- Theatrical release poster
- Directed by: Jesse Atlas
- Written by: Jesse Atlas; Aaron Wolfe;
- Based on: Let Them Die Like Lovers by Jesse Atlas; Aaron Wolfe;
- Produced by: Joel Shapiro; Jeff Elliott; Alex Eckert; Thomas Sjolund; Najeeb Khuda; Gavin Lurie;
- Starring: Nomzamo Mbatha; Dominic Purcell; Bruce Willis;
- Cinematography: Bryan Koss
- Edited by: Philip Harrison
- Music by: Mark Tewarson
- Production companies: Endless Media; Brickell & Broadbridge International; magiCity Studios; Altamira Media; 120db Films;
- Distributed by: Saban Films
- Release date: March 31, 2023;
- Running time: 87 minutes
- Country: United States
- Language: English
- Box office: $132,005

= Assassin (2023 film) =

2023 film by Jesse Atlas

Assassin is a 2023 American science fiction action film starring Nomzamo Mbatha, Dominic Purcell and Bruce Willis in his final film role. It was directed by Jesse Atlas, in his feature film directorial debut, written by Aaron Wolfe, and is based on Atlas and Wolfe's short film Let Them Die Like Lovers.

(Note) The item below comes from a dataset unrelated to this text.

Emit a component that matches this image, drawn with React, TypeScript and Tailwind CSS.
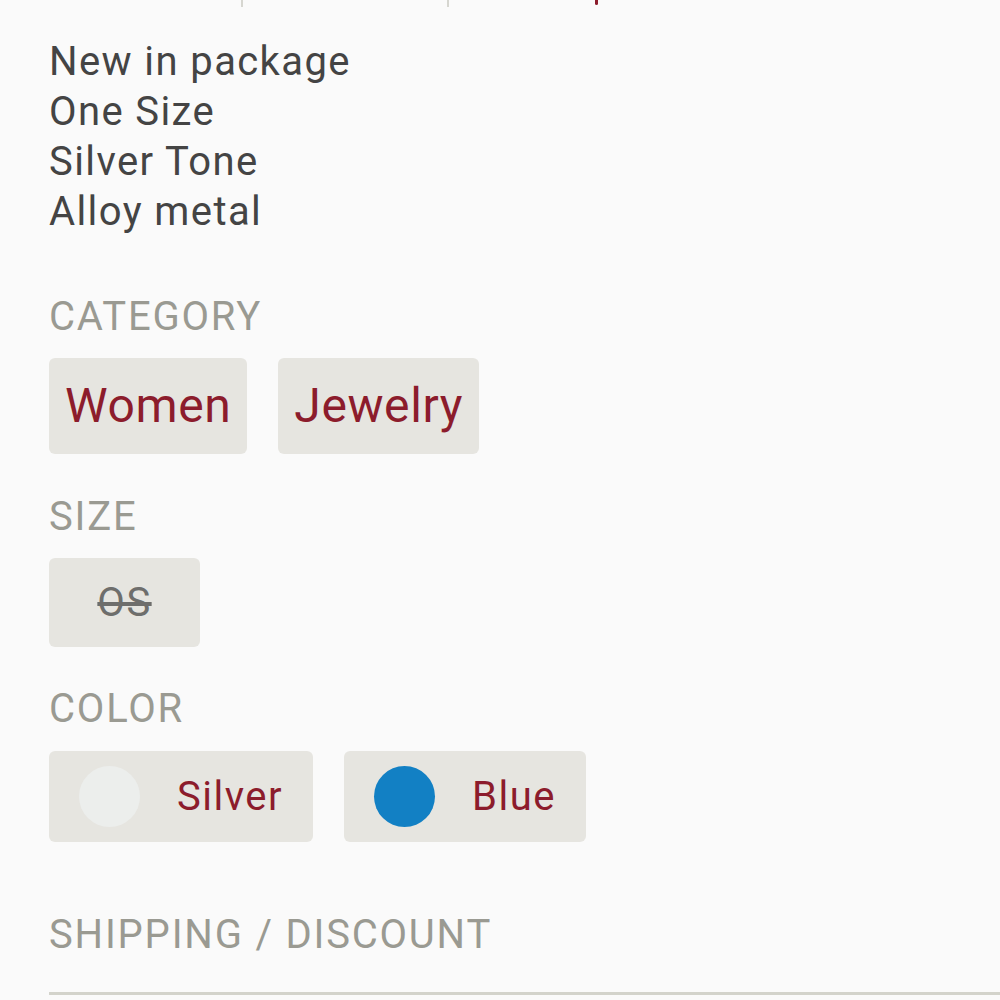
const details = ['New in package', 'One Size', 'Silver Tone', 'Alloy metal'];

const categories = ['Women', 'Jewelry'];

const colors = [
  { name: 'Silver', swatch: 'bg-[#eceeec]' },
  { name: 'Blue', swatch: 'bg-[#1280c4]' },
];

function SectionLabel({ children }: { children: string }) {
  return (
    <div className="text-[40px] leading-[50px] text-[#9a9a92] tracking-[1.8px]">{children}</div>
  );
}

export default function App() {
  return (
    <div className="min-h-screen w-full overflow-hidden bg-[#fafafa] font-['Roboto','Liberation_Sans',sans-serif]">
      {/* tail of the tab row above */}
      <div className="flex h-[7px]">
        <div className="w-[243px] border-r-2 border-[#d6d6d0]" />
        <div className="w-[206px] border-r-2 border-[#d6d6d0]" />
        <div className="relative w-[300px]">
          <span className="absolute left-[146px] top-0 h-[5px] w-[3px] rounded-b bg-[#8c1c2c]" />
        </div>
      </div>

      <div className="pl-[49px]">
        <div className="mt-[30px] text-[40px] leading-[50px] text-[#444444] tracking-[1.4px]">
          {details.map((d) => (
            <div key={d}>{d}</div>
          ))}
        </div>

        <div className="mt-[55px]">
          <SectionLabel>CATEGORY</SectionLabel>
          <div className="mt-[16px] flex gap-[31px]">
            {categories.map((c) => (
              <div
                key={c}
                className="flex h-[96px] items-center rounded-[6px] bg-[#e6e5e0] px-[16px] text-[48px] tracking-[0.6px] text-[#8c1c2c]"
              >
                {c}
              </div>
            ))}
          </div>
        </div>

        <div className="mt-[38px]">
          <SectionLabel>SIZE</SectionLabel>
          <div className="mt-[16px] flex">
            <div className="flex h-[89px] w-[151px] items-center justify-center rounded-[6px] bg-[#e6e5e0] text-[40px] tracking-[1.5px] text-[#6e6e6c] line-through">
              OS
            </div>
          </div>
        </div>

        <div className="mt-[37px]">
          <SectionLabel>COLOR</SectionLabel>
          <div className="mt-[17px] flex gap-[31px]">
            {colors.map((c) => (
              <div
                key={c.name}
                className="flex h-[91px] items-center gap-[37px] rounded-[6px] bg-[#e6e5e0] px-[30px] text-[40px] tracking-[1.5px] text-[#8c1c2c]"
              >
                <span className={`h-[61px] w-[61px] rounded-full ${c.swatch}`} />
                <span>{c.name}</span>
              </div>
            ))}
          </div>
        </div>

        <div className="mt-[68px]">
          <SectionLabel>SHIPPING / DISCOUNT</SectionLabel>
          <div className="mt-[32px] h-[3px] bg-[#d3d3cb]" />
        </div>
      </div>
    </div>
  );
}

Assassin was released by Saban Films in select theaters and VOD on March 31, 2023.

==Premise==

A private military operation, led by Valmora, invents futuristic microchip tech that enables the mind of an agent to inhabit the body of another person to carry out covert, deadly missions. But when Agent Sebastian is killed during a secret mission, his wife, Alexa, must take his place in an attempt to bring the man responsible to justice.

==Cast==
- Nomzamo Mbatha as Alexa
- Bruce Willis as Valmora
- Dominic Purcell as Adrian
- Andy Allo as Mali
- Mustafa Shakir as Sebastian
- Fernanda Andrade as Olivia
- Eugenia Kuzmina as Trainer
- Hannah Quinlivan as Special Agent

==Production==
On April 29, 2021, it was announced that Bruce Willis would star in Soul Assassin, a thriller film in which Nomzamo Mbatha and Dominic Purcell entered negotiations to star. Filming began on June 15, 2021, in Bessemer, Alabama. In July 2021, Saban Films acquired the distribution rights to the film. In the same month, Barry Jay Minoff was cast in an undisclosed role, while Jeff Elliott was revealed to have produced the film, through Endless Media Brickell & Broadbridge International, alongside 120 dB Films. In August 2021, Mustafa Shakir was cast in an undisclosed role. The film was retitled to Die Like Lovers and later to its current title Assassin. By May 2022, Hannah Quinlivan and Fernanda Andrade were cast. Assassin is the final film of Willis's career. He retired from acting in 2022 after he was diagnosed with aphasia, and was diagnosed with frontotemporal dementia in 2023.

==Release==
Assassin was released by Saban Films in select theaters and VOD on March 31, 2023. The film was originally set to be released in September 2022, under the title Die Like Lovers.

===Box office===
As of April 19, 2025, Assassin grossed $132,005 in Turkey, South Africa, the United Arab Emirates, Russia, and Colombia.

===Critical reception===

Dennis Harvey, of Variety, gave the film a negative review, writing that "the multinational cast seems assembled for reasons other than serving defined character needs. None of them are able to rise above the vague material". Richard Roeper, of Chicago Sun-Times, gave the film a 2/5 rating, saying "it's sad to see Bruce Willis in his final film, lacking his trademark twinkle".